>> BEGIN MATERIAL FOR THIS TASK

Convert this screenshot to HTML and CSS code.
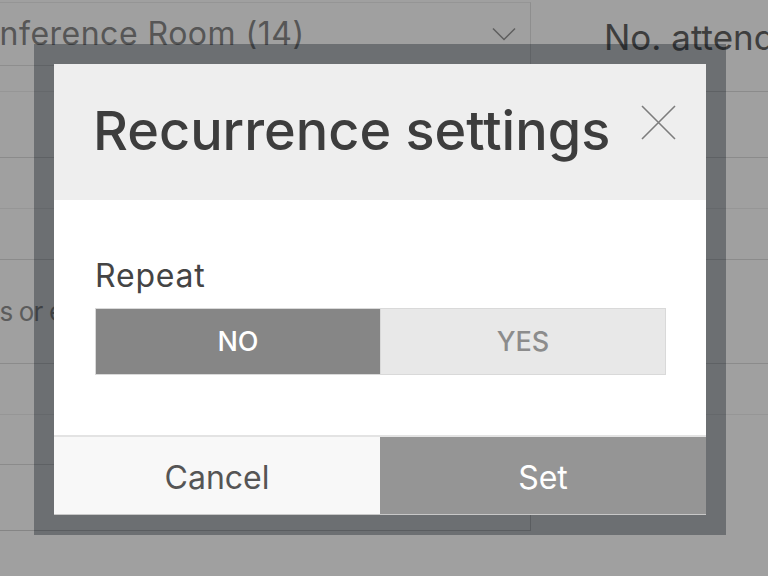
FILE: index.html
```html
<!DOCTYPE html>
<html lang="en">
<head>
<meta charset="utf-8">
<title>Recurrence settings</title>
<link rel="stylesheet" href="styles.css">
</head>
<body>
<div class="page">
  <div class="col-left">
    <div class="select">
      <span class="select-text">Conference Room (14)</span>
      <svg class="chev" width="24" height="14" viewBox="0 0 24 14"><polyline points="1,1.5 12,12.5 23,1.5" fill="none" stroke="#5f5f5f" stroke-width="1.5"/></svg>
    </div>
    <div class="row h26"></div>
    <div class="row h66 dark"></div>
    <div class="row h51"></div>
    <div class="row h51 dark"></div>
    <div class="row h104 dark"><span class="hint">Enter names or emails</span></div>
    <div class="row h51"></div>
    <div class="row h50 dark"></div>
    <div class="box"></div>
  </div>
  <div class="col-right">
    <div class="head">No. attendees</div>
    <div class="row h66 dark"></div>
    <div class="row h51"></div>
    <div class="row h51 dark"></div>
    <div class="row h104 dark"></div>
    <div class="row h51"></div>
  </div>
</div>

<div class="modal-frame">
  <div class="modal">
    <div class="modal-header">
      <h1 class="modal-title">Recurrence settings</h1>
      <button class="close" aria-label="Close">
        <svg width="35" height="35" viewBox="0 0 35 35"><path d="M1 1 L34 34 M34 1 L1 34" stroke="#7d7d7d" stroke-width="1.6" fill="none"/></svg>
      </button>
    </div>
    <div class="modal-body">
      <div class="label">Repeat</div>
      <div class="toggle">
        <button class="opt opt-on">NO</button>
        <button class="opt opt-off">YES</button>
      </div>
    </div>
    <div class="modal-footer">
      <button class="btn btn-cancel">Cancel</button>
      <button class="btn btn-set">Set</button>
    </div>
  </div>
</div>
</body>
</html>
```

FILE: styles.css
```css
html, body {
  margin: 0;
  padding: 0;
}
body {
  width: 768px;
  height: 576px;
  overflow: hidden;
  background: #a0a0a0;
  font-family: "Inter", "Lato", "Liberation Sans", sans-serif;
  position: relative;
}

/* background page */
.page {
  display: flex;
  height: 576px;
  overflow: hidden;
}
.col-left {
  width: 531px;
  flex: none;
  overflow: hidden;
}
.col-right {
  flex: 1;
  min-width: 0;
  overflow: hidden;
}
.select {
  margin-top: 2px;
  height: 64px;
  box-sizing: border-box;
  border-top: 1px solid #959595;
  border-right: 1px solid #8e8e8e;
  border-bottom: 1px solid #8e8e8e;
  display: flex;
  align-items: center;
  justify-content: space-between;
  padding-right: 14px;
  overflow: hidden;
}
.select-text {
  font-size: 32px;
  letter-spacing: 0.5px;
  line-height: 1.2;
  color: #565656;
  margin-left: -44px;
  white-space: nowrap;
}
.chev {
  display: block;
  flex: none;
}
.row {
  box-sizing: border-box;
  border-bottom: 1px solid #969696;
}
.row.dark {
  border-bottom-color: #8b8b8b;
}
.h26 { height: 26px; }
.h50 { height: 50px; }
.h51 { height: 51px; }
.h66 { height: 66px; }
.h104 {
  height: 104px;
  display: flex;
  align-items: center;
  overflow: hidden;
}
.hint {
  font-size: 26px;
  letter-spacing: -0.8px;
  line-height: 1.2;
  color: #5c5c5c;
  white-space: nowrap;
  margin-left: -132px;
}
.box {
  height: 66px;
  box-sizing: border-box;
  border-bottom: 1px solid #858585;
  border-right: 1px solid #858585;
}
.head {
  height: 92px;
  box-sizing: border-box;
  border-bottom: 1px solid #8b8b8b;
  padding: 16px 0 0 73px;
  font-size: 35px;
  line-height: 1.2;
  color: #3e3e3e;
  white-space: nowrap;
  overflow: hidden;
}

/* modal */
.modal-frame {
  position: absolute;
  left: 34px;
  top: 44px;
  width: 692px;
  height: 491px;
  box-sizing: border-box;
  padding: 20px;
  background: rgba(0, 10, 20, 0.32);
}
.modal {
  height: 100%;
  display: flex;
  flex-direction: column;
  background: #ffffff;
}
.modal-header {
  height: 136px;
  flex: none;
  background: #eeeeee;
  display: flex;
  align-items: center;
  justify-content: space-between;
  padding: 0 30px 0 39px;
}
.modal-title {
  margin: 0 0 2px 0;
  font-size: 54px;
  font-weight: 500;
  line-height: 1.2;
  color: #3d3d3d;
  white-space: nowrap;
}
.close {
  border: none;
  background: none;
  padding: 0;
  margin-bottom: 20px;
  width: 35px;
  height: 35px;
}
.close svg {
  display: block;
}
.modal-body {
  flex: 1;
  padding: 57px 40px 0 41px;
}
.label {
  font-size: 32px;
  letter-spacing: 0.8px;
  line-height: 1.2;
  color: #444444;
}
.toggle {
  margin-top: 13px;
  height: 67px;
  box-sizing: border-box;
  display: flex;
  border: 1px solid #d9d9d9;
}
.opt {
  flex: 1;
  border: none;
  padding: 0;
  margin: 0;
  font-family: inherit;
  font-size: 27px;
  font-weight: 500;
}
.opt-on {
  background: #868686;
  color: #ffffff;
}
.opt-off {
  background: #e8e8e8;
  color: #8c8c8c;
  border-left: 1px solid #d9d9d9;
}
.modal-footer {
  height: 80px;
  flex: none;
  box-sizing: border-box;
  border-top: 2px solid #e3e3e3;
  border-bottom: 1px solid #c8c8c8;
  display: flex;
}
.btn {
  flex: 1;
  border: none;
  padding: 4px 0 0 0;
  margin: 0;
  font-family: inherit;
  font-size: 32px;
  font-weight: 400;
}
.btn-cancel {
  background: #f8f8f8;
  color: #555555;
}
.btn-set {
  background: #959595;
  color: #ffffff;
}
```
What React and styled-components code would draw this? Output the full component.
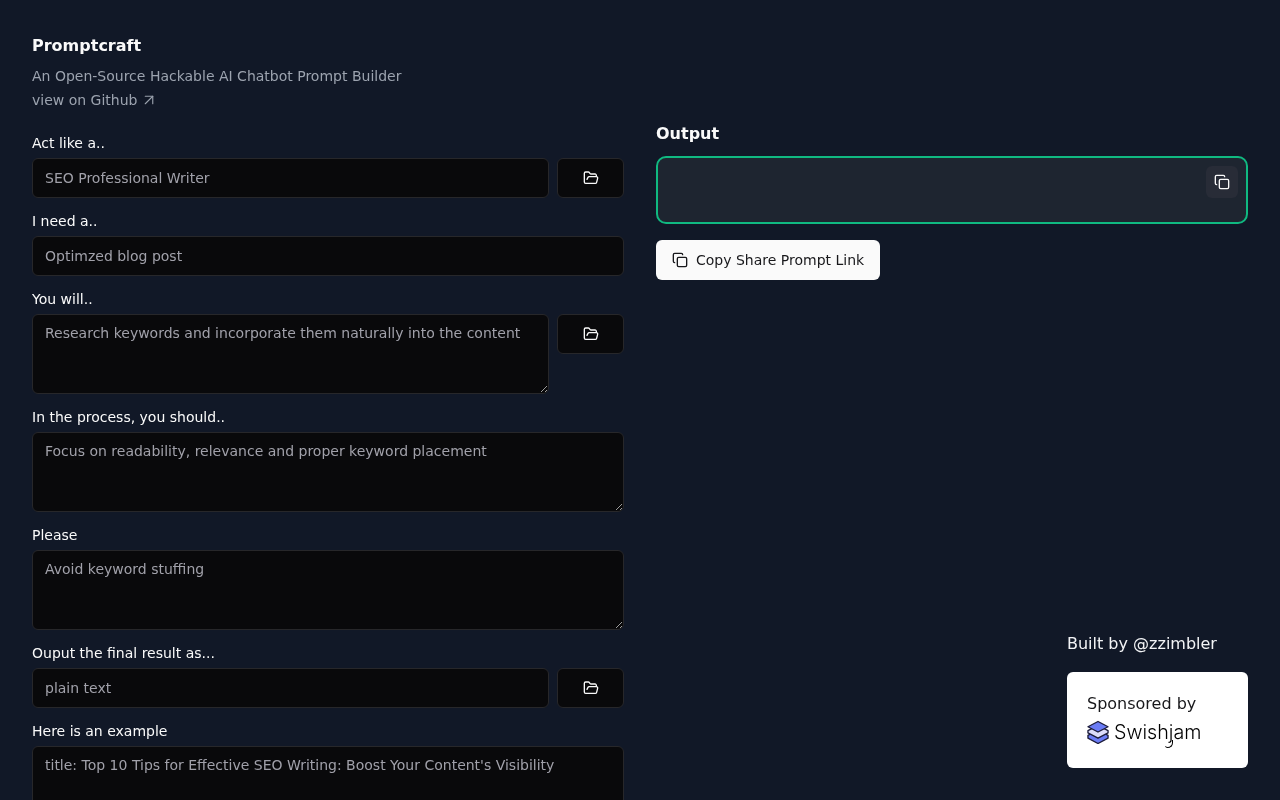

>> END MATERIAL FOR THIS TASK

SET EXERCISE.
For the entries shown above, give the number of lines that include the word "code", without any other text.

EXERCISE RESPONSE.
2